Copy every record word for word.

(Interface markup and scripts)
....
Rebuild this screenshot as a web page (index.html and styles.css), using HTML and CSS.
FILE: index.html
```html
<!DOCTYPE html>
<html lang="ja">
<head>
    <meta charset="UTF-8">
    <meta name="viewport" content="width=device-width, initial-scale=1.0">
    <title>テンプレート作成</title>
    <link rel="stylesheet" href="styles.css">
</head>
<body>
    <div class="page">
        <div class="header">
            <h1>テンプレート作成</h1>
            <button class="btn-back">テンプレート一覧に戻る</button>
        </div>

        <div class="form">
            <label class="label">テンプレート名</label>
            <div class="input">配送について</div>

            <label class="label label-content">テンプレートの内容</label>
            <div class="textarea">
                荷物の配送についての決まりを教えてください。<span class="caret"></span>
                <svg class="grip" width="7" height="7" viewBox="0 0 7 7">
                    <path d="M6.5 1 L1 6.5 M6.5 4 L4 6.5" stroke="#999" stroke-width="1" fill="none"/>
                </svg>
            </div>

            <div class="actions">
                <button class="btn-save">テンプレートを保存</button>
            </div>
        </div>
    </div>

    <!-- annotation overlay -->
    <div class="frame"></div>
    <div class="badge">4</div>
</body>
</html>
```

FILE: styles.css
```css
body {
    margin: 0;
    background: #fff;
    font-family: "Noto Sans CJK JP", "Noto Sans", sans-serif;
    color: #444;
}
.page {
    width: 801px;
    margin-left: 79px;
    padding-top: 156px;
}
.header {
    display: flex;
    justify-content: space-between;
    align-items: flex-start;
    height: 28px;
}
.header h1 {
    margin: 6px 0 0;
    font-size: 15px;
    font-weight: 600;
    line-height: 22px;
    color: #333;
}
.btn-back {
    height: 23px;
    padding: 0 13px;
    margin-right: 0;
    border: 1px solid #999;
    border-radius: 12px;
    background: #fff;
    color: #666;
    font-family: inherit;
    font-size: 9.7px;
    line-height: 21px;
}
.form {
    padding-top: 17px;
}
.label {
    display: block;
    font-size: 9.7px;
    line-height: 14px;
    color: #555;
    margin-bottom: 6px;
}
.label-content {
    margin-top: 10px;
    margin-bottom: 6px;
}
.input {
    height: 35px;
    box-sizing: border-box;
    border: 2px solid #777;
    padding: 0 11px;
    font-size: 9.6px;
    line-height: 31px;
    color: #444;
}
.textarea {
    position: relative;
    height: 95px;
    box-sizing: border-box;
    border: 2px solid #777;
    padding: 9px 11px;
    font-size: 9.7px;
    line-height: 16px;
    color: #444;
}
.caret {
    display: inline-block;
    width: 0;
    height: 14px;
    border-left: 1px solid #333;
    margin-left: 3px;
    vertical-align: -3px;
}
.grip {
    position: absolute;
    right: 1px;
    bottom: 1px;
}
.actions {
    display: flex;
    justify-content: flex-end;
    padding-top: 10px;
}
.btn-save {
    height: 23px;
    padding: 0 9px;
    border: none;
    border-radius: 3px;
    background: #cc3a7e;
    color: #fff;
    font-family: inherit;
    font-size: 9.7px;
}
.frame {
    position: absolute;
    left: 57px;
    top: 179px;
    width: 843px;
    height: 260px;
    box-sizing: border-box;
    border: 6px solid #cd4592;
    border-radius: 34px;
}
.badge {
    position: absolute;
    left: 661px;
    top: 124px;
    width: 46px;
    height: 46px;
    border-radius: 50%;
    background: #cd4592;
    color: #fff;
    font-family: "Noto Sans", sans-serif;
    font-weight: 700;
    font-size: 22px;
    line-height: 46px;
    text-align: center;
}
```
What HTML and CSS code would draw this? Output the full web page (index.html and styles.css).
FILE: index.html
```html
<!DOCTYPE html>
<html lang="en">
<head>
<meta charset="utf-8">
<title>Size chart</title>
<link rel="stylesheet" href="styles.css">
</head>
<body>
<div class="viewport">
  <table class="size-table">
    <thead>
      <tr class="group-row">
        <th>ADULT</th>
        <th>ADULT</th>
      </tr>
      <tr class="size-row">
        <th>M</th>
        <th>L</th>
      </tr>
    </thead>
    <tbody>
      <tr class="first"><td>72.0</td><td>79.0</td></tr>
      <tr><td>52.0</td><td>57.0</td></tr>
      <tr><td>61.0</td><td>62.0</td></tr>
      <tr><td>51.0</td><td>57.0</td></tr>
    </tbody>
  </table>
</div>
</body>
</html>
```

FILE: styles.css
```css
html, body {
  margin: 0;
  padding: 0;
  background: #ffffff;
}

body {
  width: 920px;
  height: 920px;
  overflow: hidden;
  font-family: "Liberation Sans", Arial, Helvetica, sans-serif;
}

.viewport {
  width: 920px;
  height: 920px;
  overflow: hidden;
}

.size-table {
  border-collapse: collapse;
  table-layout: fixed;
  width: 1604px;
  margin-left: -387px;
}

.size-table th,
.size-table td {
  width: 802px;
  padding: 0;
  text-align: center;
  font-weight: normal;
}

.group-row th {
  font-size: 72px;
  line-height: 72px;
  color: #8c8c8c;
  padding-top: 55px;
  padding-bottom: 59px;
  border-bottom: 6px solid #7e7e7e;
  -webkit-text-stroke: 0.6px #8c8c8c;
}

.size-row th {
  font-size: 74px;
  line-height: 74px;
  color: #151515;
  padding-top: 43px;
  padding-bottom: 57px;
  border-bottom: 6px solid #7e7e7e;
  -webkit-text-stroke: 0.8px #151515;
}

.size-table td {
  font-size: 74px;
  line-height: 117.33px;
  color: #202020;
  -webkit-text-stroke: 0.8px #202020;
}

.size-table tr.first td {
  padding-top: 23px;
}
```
....
**Solution for this exercise**
Rebuild this screenshot as a web page (index.html and styles.css), using HTML and CSS.
FILE: index.html
```html
<!DOCTYPE html>
<html lang="ja">
<head>
    <meta charset="UTF-8">
    <meta name="viewport" content="width=device-width, initial-scale=1.0">
    <title>テンプレート作成</title>
    <link rel="stylesheet" href="styles.css">
</head>
<body>
    <div class="page">
        <div class="header">
            <h1>テンプレート作成</h1>
            <button class="btn-back">テンプレート一覧に戻る</button>
        </div>

        <div class="form">
            <label class="label">テンプレート名</label>
            <div class="input">配送について</div>

            <label class="label label-content">テンプレートの内容</label>
            <div class="textarea">
                荷物の配送についての決まりを教えてください。<span class="caret"></span>
                <svg class="grip" width="7" height="7" viewBox="0 0 7 7">
                    <path d="M6.5 1 L1 6.5 M6.5 4 L4 6.5" stroke="#999" stroke-width="1" fill="none"/>
                </svg>
            </div>

            <div class="actions">
                <button class="btn-save">テンプレートを保存</button>
            </div>
        </div>
    </div>

    <!-- annotation overlay -->
    <div class="frame"></div>
    <div class="badge">4</div>
</body>
</html>
```

FILE: styles.css
```css
body {
    margin: 0;
    background: #fff;
    font-family: "Noto Sans CJK JP", "Noto Sans", sans-serif;
    color: #444;
}
.page {
    width: 801px;
    margin-left: 79px;
    padding-top: 156px;
}
.header {
    display: flex;
    justify-content: space-between;
    align-items: flex-start;
    height: 28px;
}
.header h1 {
    margin: 6px 0 0;
    font-size: 15px;
    font-weight: 600;
    line-height: 22px;
    color: #333;
}
.btn-back {
    height: 23px;
    padding: 0 13px;
    margin-right: 0;
    border: 1px solid #999;
    border-radius: 12px;
    background: #fff;
    color: #666;
    font-family: inherit;
    font-size: 9.7px;
    line-height: 21px;
}
.form {
    padding-top: 17px;
}
.label {
    display: block;
    font-size: 9.7px;
    line-height: 14px;
    color: #555;
    margin-bottom: 6px;
}
.label-content {
    margin-top: 10px;
    margin-bottom: 6px;
}
.input {
    height: 35px;
    box-sizing: border-box;
    border: 2px solid #777;
    padding: 0 11px;
    font-size: 9.6px;
    line-height: 31px;
    color: #444;
}
.textarea {
    position: relative;
    height: 95px;
    box-sizing: border-box;
    border: 2px solid #777;
    padding: 9px 11px;
    font-size: 9.7px;
    line-height: 16px;
    color: #444;
}
.caret {
    display: inline-block;
    width: 0;
    height: 14px;
    border-left: 1px solid #333;
    margin-left: 3px;
    vertical-align: -3px;
}
.grip {
    position: absolute;
    right: 1px;
    bottom: 1px;
}
.actions {
    display: flex;
    justify-content: flex-end;
    padding-top: 10px;
}
.btn-save {
    height: 23px;
    padding: 0 9px;
    border: none;
    border-radius: 3px;
    background: #cc3a7e;
    color: #fff;
    font-family: inherit;
    font-size: 9.7px;
}
.frame {
    position: absolute;
    left: 57px;
    top: 179px;
    width: 843px;
    height: 260px;
    box-sizing: border-box;
    border: 6px solid #cd4592;
    border-radius: 34px;
}
.badge {
    position: absolute;
    left: 661px;
    top: 124px;
    width: 46px;
    height: 46px;
    border-radius: 50%;
    background: #cd4592;
    color: #fff;
    font-family: "Noto Sans", sans-serif;
    font-weight: 700;
    font-size: 22px;
    line-height: 46px;
    text-align: center;
}
```
What HTML and CSS code would draw this? Output the full web page (index.html and styles.css).
FILE: index.html
```html
<!DOCTYPE html>
<html lang="en">
<head>
<meta charset="utf-8">
<title>Size chart</title>
<link rel="stylesheet" href="styles.css">
</head>
<body>
<div class="viewport">
  <table class="size-table">
    <thead>
      <tr class="group-row">
        <th>ADULT</th>
        <th>ADULT</th>
      </tr>
      <tr class="size-row">
        <th>M</th>
        <th>L</th>
      </tr>
    </thead>
    <tbody>
      <tr class="first"><td>72.0</td><td>79.0</td></tr>
      <tr><td>52.0</td><td>57.0</td></tr>
      <tr><td>61.0</td><td>62.0</td></tr>
      <tr><td>51.0</td><td>57.0</td></tr>
    </tbody>
  </table>
</div>
</body>
</html>
```

FILE: styles.css
```css
html, body {
  margin: 0;
  padding: 0;
  background: #ffffff;
}

body {
  width: 920px;
  height: 920px;
  overflow: hidden;
  font-family: "Liberation Sans", Arial, Helvetica, sans-serif;
}

.viewport {
  width: 920px;
  height: 920px;
  overflow: hidden;
}

.size-table {
  border-collapse: collapse;
  table-layout: fixed;
  width: 1604px;
  margin-left: -387px;
}

.size-table th,
.size-table td {
  width: 802px;
  padding: 0;
  text-align: center;
  font-weight: normal;
}

.group-row th {
  font-size: 72px;
  line-height: 72px;
  color: #8c8c8c;
  padding-top: 55px;
  padding-bottom: 59px;
  border-bottom: 6px solid #7e7e7e;
  -webkit-text-stroke: 0.6px #8c8c8c;
}

.size-row th {
  font-size: 74px;
  line-height: 74px;
  color: #151515;
  padding-top: 43px;
  padding-bottom: 57px;
  border-bottom: 6px solid #7e7e7e;
  -webkit-text-stroke: 0.8px #151515;
}

.size-table td {
  font-size: 74px;
  line-height: 117.33px;
  color: #202020;
  -webkit-text-stroke: 0.8px #202020;
}

.size-table tr.first td {
  padding-top: 23px;
}
```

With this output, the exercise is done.